A key difference between the silicon IGBT and the SiC MOSFET is that the voltage range of the wide band gap device can utilize both the internal body diode and the channel of the MOSFET for anti-parallel current flow.
We have considered the impact of reverse characteristics when evaluating two options for a 10 kV switch: a single 10 kV SiC MOSFET; and eight, 1.2 kV SiC MOSFETs connected in series (see Figure 4). For the body diode characteristics, which occur when a reverse bias gives rise to reverse current, the 10 kV SiC body diode produces the lowest forward drop. This advantage, which results from minority injected conductivity modulation in the drift region, highlights one of the benefits of selecting a single MOSFET operating at a higher voltage, rather than a string of lower-voltage devices.
Figure 3: The measured power-density figure-of-merit of Wolfspeed Gen III SiC MOSFET chips in a typical module thermal environment compared to rated breakdown voltage at 175°C, assuming a SiC unipolar limit of 14 K/Wmm2 with an AlSiC baseplate and 750 µm-thick AlN substrate.
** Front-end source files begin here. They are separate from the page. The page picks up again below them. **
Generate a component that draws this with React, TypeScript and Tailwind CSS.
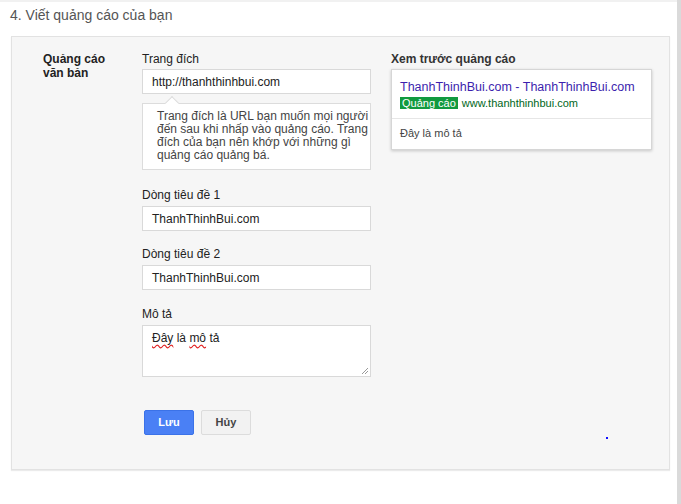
import React from 'react';

const font = { fontFamily: '"Liberation Sans", Arial, sans-serif' };

function Field({ label, value, className = '' }: { label: string; value: string; className?: string }) {
  return (
    <div className={className}>
      <div className="mb-[4px] text-[12px] leading-[14px] text-[#222]">{label}</div>
      <div className="flex h-[25px] items-center border border-[#d9d9d9] bg-white px-[9px] text-[12px] text-[#222]">
        {value}
      </div>
    </div>
  );
}

export default function App() {
  return (
    <div className="flex h-[504px] w-[681px] overflow-hidden bg-white" style={font}>
      <div className="relative flex-1 border-t-2 border-[#f1f1f1]">
        <h2 className="pl-[10px] pt-[5px] text-[14px] leading-[17px] text-[#555]">4. Viết quảng cáo của bạn</h2>

        <div className="relative ml-[11px] mt-[12px] flex h-[434px] w-[659px] border border-[#e2e2e2] bg-[#f6f6f6] pl-[31px] pt-[15px] shadow-[0_1px_1px_rgba(0,0,0,0.08)]">
          <div className="w-[99px] text-[12px] font-bold leading-[14px] text-[#222]">
            Quảng cáo
            <br />
            văn bản
          </div>

          <div className="w-[229px]">
            <div className="mb-[3px] text-[12px] leading-[14px] text-[#222]">Trang đích</div>
            <div className="flex h-[25px] items-center border border-[#d9d9d9] bg-white px-[9px] text-[12px] text-[#222]">
              http://thanhthinhbui.com
            </div>

            <div className="relative mt-[9px] h-[67px] border border-[#dcdcdc] bg-white pl-[14px] pt-[6px] text-[12px] leading-[13px] text-[#444] whitespace-nowrap">
              <span className="absolute left-[24px] top-[-6px] h-[10px] w-[10px] rotate-45 border-l border-t border-[#dcdcdc] bg-white" />
              <div className="relative">
                Trang đích là URL bạn muốn mọi người
                <br />
                đến sau khi nhấp vào quảng cáo. Trang
                <br />
                đích của bạn nên khớp với những gì
                <br />
                quảng cáo quảng bá.
              </div>
            </div>

            <Field label="Dòng tiêu đề 1" value="ThanhThinhBui.com" className="mt-[18px]" />
            <Field label="Dòng tiêu đề 2" value="ThanhThinhBui.com" className="mt-[16px]" />

            <div className="mt-[17px]">
              <div className="mb-[4px] text-[12px] leading-[14px] text-[#222]">Mô tả</div>
              <div className="relative h-[52px] border border-[#d9d9d9] bg-white px-[9px] pt-[5px] text-[12px] leading-[14px] text-[#222]">
                <span className="underline decoration-wavy decoration-[#e02020] underline-offset-2">Đây</span> là{' '}
                <span className="underline decoration-wavy decoration-[#e02020] underline-offset-2">mô</span> tả
                <svg className="absolute bottom-[1px] right-[1px]" width="8" height="8" viewBox="0 0 8 8">
                  <path d="M7 1 L1 7 M7 4 L4 7" stroke="#999" strokeWidth="1" />
                </svg>
              </div>
            </div>

            <div className="ml-[2px] mt-[33px] flex gap-[7px]">
              <button
                type="button"
                className="h-[25px] w-[50px] rounded-[2px] border border-[#3b72e8] bg-[#4a80f5] text-[11px] font-bold text-white"
              >
                Lưu
              </button>
              <button
                type="button"
                className="h-[25px] w-[50px] rounded-[2px] border border-[#dcdcdc] bg-[#f2f2f2] text-[11px] font-bold text-[#444]"
              >
                Hủy
              </button>
            </div>
          </div>

          <div className="ml-[20px] w-[261px]">
            <div className="mb-[3px] text-[12px] font-bold leading-[14px] text-[#333]">Xem trước quảng cáo</div>
            <div className="border border-[#d6d6d6] bg-white shadow-[0_1px_3px_rgba(0,0,0,0.2)]">
              <div className="border-b border-[#e6e6e6] px-[8px] pb-[8px] pt-[9px]">
                <div className="whitespace-nowrap text-[12.5px] leading-[16px] text-[#3d1fae]">
                  ThanhThinhBui.com - ThanhThinhBui.com
                </div>
                <div className="mt-[1px] flex items-center gap-[4px] whitespace-nowrap text-[11px] leading-[14px]">
                  <span className="bg-[#119a3f] px-[2px] leading-[12px] text-white">Quảng cáo</span>
                  <span className="text-[#006621]">www.thanhthinhbui.com</span>
                </div>
              </div>
              <div className="px-[8px] pb-[9px] pt-[7px] text-[11px] leading-[14px] text-[#444]">Đây là mô tả</div>
            </div>
          </div>

          <span className="absolute left-[594px] top-[400px] h-[2px] w-[2px] bg-[#1010ff]" />
        </div>
      </div>
      <div className="w-[4px] bg-[#dadada]" />
    </div>
  );
}
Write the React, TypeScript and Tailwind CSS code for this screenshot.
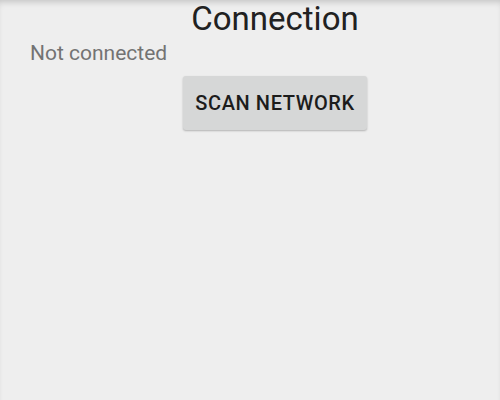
export default function App() {
    return (
        <div
            className="w-[500px] h-[400px] bg-[#eeeeee] shadow-[inset_0_5px_6px_-3px_rgba(0,0,0,0.18)] flex flex-col"
            style={{ fontFamily: 'Roboto, "Liberation Sans", sans-serif' }}
        >
            <div className="flex flex-col items-center pl-[50px]">
                <h1 className="text-[33px] leading-[37px] text-[#212121] font-normal">Connection</h1>
            </div>
            <p className="mt-[4px] ml-[30px] text-[21px] leading-[25px] text-[#737373]">Not connected</p>
            <div className="flex flex-col items-center pl-[50px] mt-[10px]">
                <button className="w-[184px] h-[54px] rounded-[3px] bg-[#d6d7d7] shadow-[0_1px_2px_rgba(0,0,0,0.25)] text-[20px] tracking-[0.6px] font-medium text-[#1c1c1c] flex items-center justify-center">
                    SCAN NETWORK
                </button>
            </div>
        </div>
    )
}
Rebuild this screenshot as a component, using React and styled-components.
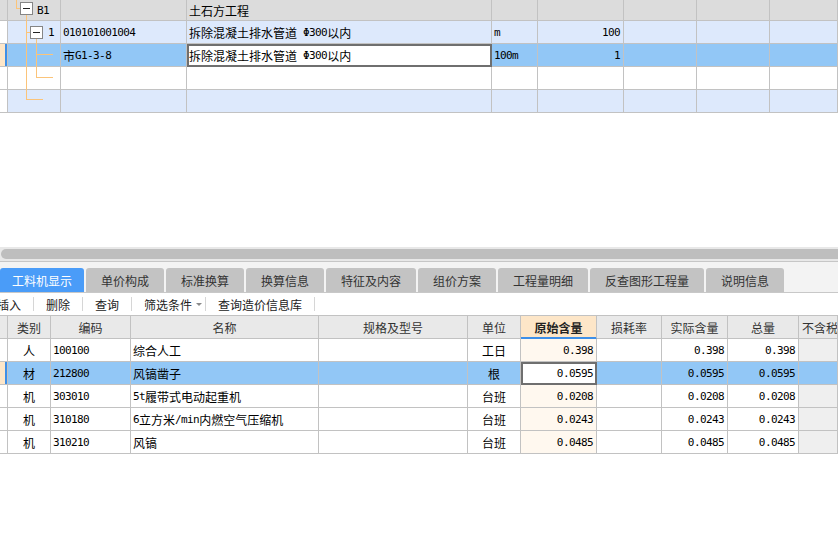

To implement a 10 kV switch, the amount of SiC used is relatively independent of the voltage rating of the chip between 1.2 kV and 6.5 kV. The dashed line represents the additional thermal limit from parasitic channel and contact resistance.
Our comparison of using SiC MOSFETs with different voltage ratings in medium-voltage power applications reveals that the total area of SiC material used is largely independent of voltage rating, giving designers the flexibility to choose the topology, part count, and system size that best suits their needs.
This makes higher rated SiC MOSFETs, such as 3.3 kV, 6.5 kV and 10 kV transistors, an attractive option, as they enable systems with simpler topologies, smaller part counts, and smaller physical sizes. On top of this, higher-voltage MOSFETs are favoured for their lower drop at reverse bias.